Als zweites Verdienst rechnet man dem neuen Chef das Abflauen der Flügelkämpfe an. Mit Andrea Nahles scheint Gabriel gut zu kooperieren, obwohl beide sich ursprünglich nicht sonderlich mochten. Die Parteilinke konzentriert sich scheinbar freiwillig ganz auf die Wiederherstellung der "Kampagnefähigkeit" der SPD, wie überhaupt in der Führung eine früher ungeahnte Fähigkeit zum Teamspiel eingezogen zu sein scheint. Dazu passt auch, wie Gabriel mit dem früheren Kanzlerkandidaten Frank-Walter Steinmeier kooperiert. Wo es wichtig wird, formuliert er mit dem Fraktionschef zusammen die Positionen. Man zeigt sich demonstrativ als Pärchen. Natürlich ist die Partei misstrauisch, seit sie Lafontaine und Schröder genauso hat agieren und schauspielern sehen. Gabriel aber schwört: "Wenn wir es hinkriegen zusammenzubleiben, wird das eine gute Geschichte werden."
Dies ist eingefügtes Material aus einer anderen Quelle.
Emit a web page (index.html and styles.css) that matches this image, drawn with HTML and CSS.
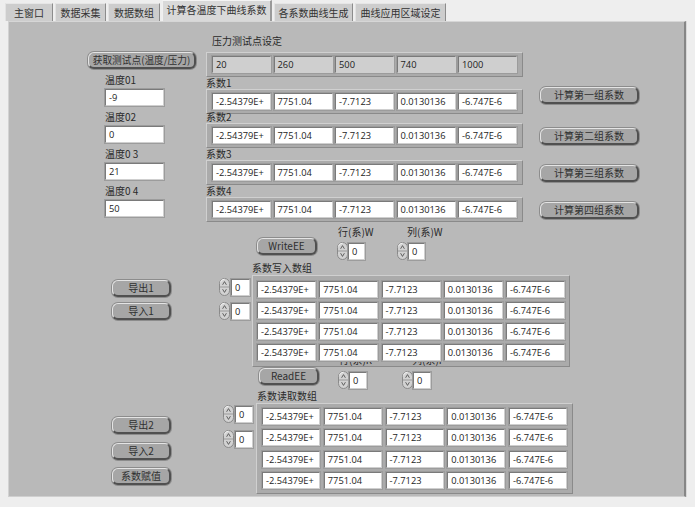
FILE: index.html
```html
<!DOCTYPE html>
<html lang="zh-CN">
<head>
<meta charset="utf-8">
<title>计算各温度下曲线系数</title>
<link rel="stylesheet" href="styles.css">
</head>
<body>
<svg class="defs" width="0" height="0" aria-hidden="true">
  <defs>
    <symbol id="spin" viewBox="0 0 11 18">
      <rect x="0.5" y="0.5" width="10" height="17" rx="5" ry="5" fill="#d2d2d2" stroke="#8a8a8a"/>
      <path d="M1.5 4.5 Q1.5 1.5 5.5 1.2" fill="none" stroke="#f2f2f2"/>
      <line x1="1" y1="9" x2="10" y2="9" stroke="#9a9a9a"/>
      <path d="M3.6 6.8 L5.5 3.6 L7.4 6.8" fill="none" stroke="#555" stroke-width="0.9"/>
      <path d="M3.6 11.2 L5.5 14.4 L7.4 11.2" fill="none" stroke="#555" stroke-width="0.9"/>
    </symbol>
  </defs>
</svg>

<div class="tabs">
  <div class="tab t1">主窗口</div>
  <div class="tab t2">数据采集</div>
  <div class="tab t3">数据数组</div>
  <div class="tab t4 active">计算各温度下曲线系数</div>
  <div class="tab t5">各系数曲线生成</div>
  <div class="tab t6">曲线应用区域设定</div>
</div>

<div class="panel">
  <div class="sec-top">
    <div class="col-temp">
      <div class="btn btn-get">获取测试点(温度/压力)</div>
      <div class="temp"><div class="lbl">温度01</div><div class="field w-temp">-9</div></div>
      <div class="temp"><div class="lbl">温度02</div><div class="field w-temp">0</div></div>
      <div class="temp"><div class="lbl">温度0 3</div><div class="field w-temp">21</div></div>
      <div class="temp"><div class="lbl">温度0 4</div><div class="field w-temp">50</div></div>
    </div>

    <div class="col-coef">
      <div class="lbl lbl-p">压力测试点设定</div>
      <div class="frame row5 frame-p">
        <div class="field ind">20</div><div class="field ind">260</div><div class="field ind">500</div><div class="field ind">740</div><div class="field ind">1000</div>
      </div>
      <div class="grp">
        <div class="lbl">系数1</div>
        <div class="frame row5">
          <div class="field">-2.54379E+</div><div class="field">7751.04</div><div class="field">-7.7123</div><div class="field">0.0130136</div><div class="field">-6.747E-6</div>
        </div>
      </div>
      <div class="grp g2">
        <div class="lbl">系数2</div>
        <div class="frame row5">
          <div class="field">-2.54379E+</div><div class="field">7751.04</div><div class="field">-7.7123</div><div class="field">0.0130136</div><div class="field">-6.747E-6</div>
        </div>
      </div>
      <div class="grp">
        <div class="lbl">系数3</div>
        <div class="frame row5">
          <div class="field">-2.54379E+</div><div class="field">7751.04</div><div class="field">-7.7123</div><div class="field">0.0130136</div><div class="field">-6.747E-6</div>
        </div>
      </div>
      <div class="grp">
        <div class="lbl">系数4</div>
        <div class="frame row5">
          <div class="field">-2.54379E+</div><div class="field">7751.04</div><div class="field">-7.7123</div><div class="field">0.0130136</div><div class="field">-6.747E-6</div>
        </div>
      </div>
    </div>

    <div class="col-calc">
      <div class="btn btn-calc first">计算第一组系数</div>
      <div class="btn btn-calc">计算第二组系数</div>
      <div class="btn btn-calc">计算第三组系数</div>
      <div class="btn btn-calc">计算第四组系数</div>
    </div>
  </div>

  <div class="sec-mid">
    <div class="col-io io1">
      <div class="btn btn-io">导出1</div>
      <div class="btn btn-io">导入1</div>
    </div>
    <div class="blk blk1">
      <div class="ctrl-row">
        <div class="btn btn-ee">WriteEE</div>
        <div class="sg sg1">
          <div class="lbl sg-lbl">行(系)W</div>
          <div class="spin-in"><svg class="spin"><use href="#spin"/></svg><div class="field w-sp">0</div></div>
        </div>
        <div class="sg sg2">
          <div class="lbl sg-lbl ind-lbl">列(系)W</div>
          <div class="spin-in"><svg class="spin"><use href="#spin"/></svg><div class="field w-sp">0</div></div>
        </div>
      </div>
      <div class="lbl arr-lbl">系数写入数组</div>
      <div class="arr-row">
        <div class="idx">
          <div class="spin-in"><svg class="spin"><use href="#spin"/></svg><div class="field w-idx">0</div></div>
          <div class="spin-in"><svg class="spin"><use href="#spin"/></svg><div class="field w-idx">0</div></div>
        </div>
        <div class="frame grid5 gw">
          <div class="field">-2.54379E+</div><div class="field">7751.04</div><div class="field">-7.7123</div><div class="field">0.0130136</div><div class="field">-6.747E-6</div>
          <div class="field">-2.54379E+</div><div class="field">7751.04</div><div class="field">-7.7123</div><div class="field">0.0130136</div><div class="field">-6.747E-6</div>
          <div class="field">-2.54379E+</div><div class="field">7751.04</div><div class="field">-7.7123</div><div class="field">0.0130136</div><div class="field">-6.747E-6</div>
          <div class="field">-2.54379E+</div><div class="field">7751.04</div><div class="field">-7.7123</div><div class="field">0.0130136</div><div class="field">-6.747E-6</div>
        </div>
      </div>
    </div>
  </div>

  <div class="sec-bot">
    <div class="col-io io2">
      <div class="btn btn-io">导出2</div>
      <div class="btn btn-io">导入2</div>
      <div class="btn btn-io">系数赋值</div>
    </div>
    <div class="blk blk2">
      <div class="ctrl-row">
        <div class="btn btn-ee rd">ReadEE</div>
        <div class="sg sg1r">
          <div class="clip"><div class="lbl sg-lbl">行(系)R</div></div>
          <div class="spin-in"><svg class="spin"><use href="#spin"/></svg><div class="field w-sp2">0</div></div>
        </div>
        <div class="sg sg2r">
          <div class="clip"><div class="lbl sg-lbl ind-lbl">列(系)R</div></div>
          <div class="spin-in"><svg class="spin"><use href="#spin"/></svg><div class="field w-sp2">0</div></div>
        </div>
      </div>
      <div class="lbl arr-lbl2">系数读取数组</div>
      <div class="arr-row arr-row2">
        <div class="idx idx2">
          <div class="spin-in"><svg class="spin"><use href="#spin"/></svg><div class="field w-idx2">0</div></div>
          <div class="spin-in"><svg class="spin"><use href="#spin"/></svg><div class="field w-idx2">0</div></div>
        </div>
        <div class="frame grid5 gr">
          <div class="field">-2.54379E+</div><div class="field">7751.04</div><div class="field">-7.7123</div><div class="field">0.0130136</div><div class="field">-6.747E-6</div>
          <div class="field">-2.54379E+</div><div class="field">7751.04</div><div class="field">-7.7123</div><div class="field">0.0130136</div><div class="field">-6.747E-6</div>
          <div class="field">-2.54379E+</div><div class="field">7751.04</div><div class="field">-7.7123</div><div class="field">0.0130136</div><div class="field">-6.747E-6</div>
          <div class="field">-2.54379E+</div><div class="field">7751.04</div><div class="field">-7.7123</div><div class="field">0.0130136</div><div class="field">-6.747E-6</div>
        </div>
      </div>
    </div>
  </div>
</div>
</body>
</html>
```

FILE: styles.css
```css
* { box-sizing: border-box; }

html, body {
  margin: 0;
  padding: 0;
}

body {
  width: 695px;
  height: 507px;
  overflow: hidden;
  background: #eeeeee;
  font-family: "Noto Sans CJK SC", "Noto Sans", sans-serif;
  font-size: 10px;
  color: #222;
}

.defs { position: absolute; width: 0; height: 0; overflow: hidden; }

/* ---------- tabs ---------- */
.tabs {
  display: flex;
  align-items: flex-end;
  gap: 2px;
  height: 21px;
  padding-left: 5px;
}

.tab {
  height: 18px;
  line-height: 17px;
  text-align: center;
  font-size: 10px;
  color: #333;
  background: #cdcdcd;
  border-top: 1px solid #e6e6e6;
  border-left: 1px solid #e2e2e2;
  border-right: 1px solid #8c8c8c;
  white-space: nowrap;
}

.tab.active {
  height: 21px;
  line-height: 18px;
  background: #d9d9d9;
  border-top: 1px solid #f4f4f4;
  border-left: 1px solid #f0f0f0;
  border-right: 2px solid #9a9a9a;
  padding-bottom: 2px;
}

.t1 { width: 48px; }
.t2 { width: 51px; }
.t3 { width: 52px; }
.t4 { width: 110px; }
.t5 { width: 79px; }
.t6 { width: 91px; }

/* ---------- panel ---------- */
.panel {
  margin-left: 8px;
  width: 678px;
  height: 476px;
  background: #b9b9b9;
  border-top: 1px solid #d6d6d6;
  border-left: 1px solid #d2d2d2;
  border-right: 2px solid #868686;
  border-bottom: 1px solid #cfcfcf;
  box-shadow: 1px 0 0 #d8d8d8;
  padding-top: 13px;
}

/* ---------- generic pieces ---------- */
.lbl {
  line-height: 12px;
  height: 12px;
  font-size: 10px;
  color: #2a2a2a;
  white-space: nowrap;
}

.field {
  height: 17px;
  background: #ffffff;
  border-style: solid;
  border-width: 1px;
  border-color: #7a7a7a #cfcfcf #cfcfcf #7a7a7a;
  box-shadow: 0 0 0 1px #9c9c9c;
  font-family: "Open Sans", "Noto Sans", sans-serif;
  font-size: 9.3px;
  line-height: 15px;
  padding-left: 3px;
  color: #1c1c1c;
  white-space: nowrap;
  overflow: hidden;
}

.field.ind {
  background: #cfcfcf;
}

.frame {
  background: #ababab;
  border: 1px solid;
  border-color: #d0d0d0 #8a8a8a #8a8a8a #d0d0d0;
}

.btn {
  height: 17px;
  background: #a6a6a6;
  border-style: solid;
  border-width: 1px 2px 2px 1px;
  border-color: #e4e4e4 #505050 #505050 #e4e4e4;
  border-radius: 6px;
  box-shadow: 0 0 0 1px #8c8c8c;
  text-align: center;
  font-size: 10px;
  line-height: 14px;
  color: #303030;
  white-space: nowrap;
}

.spin-in {
  display: flex;
  align-items: center;
}

.spin {
  width: 11px;
  height: 18px;
  flex: none;
}

/* ---------- top section ---------- */
.sec-top {
  display: flex;
  align-items: flex-start;
  height: 187px;
}

.col-temp {
  margin-left: 79px;
  width: 108px;
}

.btn-get {
  margin-top: 17px;
  width: 108px;
  font-size: 9.7px;
}

.temp {
  margin-left: 17px;
  margin-top: 4px;
}

.temp .lbl {
  height: 14px;
  line-height: 14px;
  margin-bottom: 2px;
}

.w-temp { width: 59px; }

.col-coef {
  margin-left: 10px;
}

.lbl-p {
  padding-left: 6px;
}

.row5 {
  display: grid;
  grid-template-columns: repeat(5, 59px);
  column-gap: 2.5px;
  padding: 3px 5px;
}

.frame-p {
  margin-top: 5px;
}

.g2 {
  margin-top: -3px;
}

.col-calc {
  margin-left: 17px;
  padding-top: 52px;
  display: flex;
  flex-direction: column;
  gap: 20px;
}

.btn-calc {
  width: 99px;
}

.btn-calc.first {
  margin-bottom: 4px;
}

/* ---------- middle / bottom sections ---------- */
.sec-mid {
  display: flex;
  align-items: flex-start;
  margin-top: 4px;
  height: 140px;
}

.sec-bot {
  display: flex;
  align-items: flex-start;
  margin-top: -4px;
}

.col-io {
  margin-left: 103px;
  width: 59px;
  display: flex;
  flex-direction: column;
}

.io1 { margin-top: 54px; gap: 6px; }
.io2 { margin-top: 55px; gap: 8.5px; }

.btn-io { width: 59px; }

.blk1 { margin-left: 47px; }
.blk2 { margin-left: 51px; }

.ctrl-row {
  display: flex;
  align-items: flex-start;
}

.btn-ee {
  width: 60px;
  margin-left: 39px;
  margin-top: 12px;
}

.btn-ee.rd {
  margin-left: 37px;
  margin-top: 6px;
}

.sg {
  width: 40px;
  display: flex;
  flex-direction: column;
}

.sg1 { margin-left: 20px; }
.sg2 { margin-left: 20px; }
.sg1r { margin-left: 19px; }
.sg2r { margin-left: 24px; }

.sg-lbl { padding-left: 1px; }
.ind-lbl { padding-left: 10px; }

.sg .spin-in { margin-top: 4px; }

.clip {
  height: 4px;
  overflow: hidden;
}

.clip .lbl {
  margin-top: -8px;
}

.sg1r .spin-in, .sg2r .spin-in { margin-top: 5px; }

.w-sp { width: 17px; }
.w-sp2 { width: 18px; }

.arr-lbl {
  margin-left: 34px;
  margin-top: 2px;
}

.arr-lbl2 {
  margin-left: 35px;
  margin-top: 1px;
}

.arr-row {
  display: flex;
  align-items: flex-start;
  margin-top: 1px;
}

.idx {
  margin-left: 1px;
  margin-top: 3px;
  display: flex;
  flex-direction: column;
  gap: 6px;
}

.idx .spin-in { gap: 1px; }

.idx2 {
  margin-top: 2px;
  gap: 7px;
}

.w-idx { width: 19px; }
.w-idx2 { width: 18px; }

.grid5 {
  display: grid;
  grid-template-columns: repeat(5, 59px);
  grid-auto-rows: 17px;
}

.gw {
  margin-left: 2px;
  padding: 5px 4px;
  column-gap: 3.25px;
  row-gap: 4px;
}

.gr {
  margin-left: 3px;
  padding: 4px 5px;
  grid-template-columns: repeat(5, 58px);
  column-gap: 3.75px;
  row-gap: 4.3px;
}
```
Die SPD schnurrt emsig, aber friedlich vor sich hin. Sie scheint sich schneller als gedacht in ihrer Oppositionsrolle zurechtzufinden. Für eine echte Offensive reicht es allerdings noch nicht, obwohl Gabriel dafür schon übt. Bei seinem Aschermittwochs-Debüt in Vilshofen sorgte er für etliche Schenkelklopfer, etwa als er das Entwicklungshilfeministerium die "bad bank" der FDP nannte und Angela Merkel den Titel "Trivialkanzlerin" verlieh. Gabriel, sagt ein Führungsmitglied, geht richtig auf in seiner Rolle. Er kann gegen den Gegner keilen und ist gegenüber seiner Partei so sentimental wie Vorgänger Franz Müntefering. "Der macht", sagt Kahrs. "einfach einen tollen Job."

Nicht weniger positiv bewertet Böhning die ersten 100 Tage: "Die Grundlagen sind gelegt. Wir sind alle sehr zufrieden mit der Aufstellung."

Aber ein Gabriel macht noch keinen Frühling.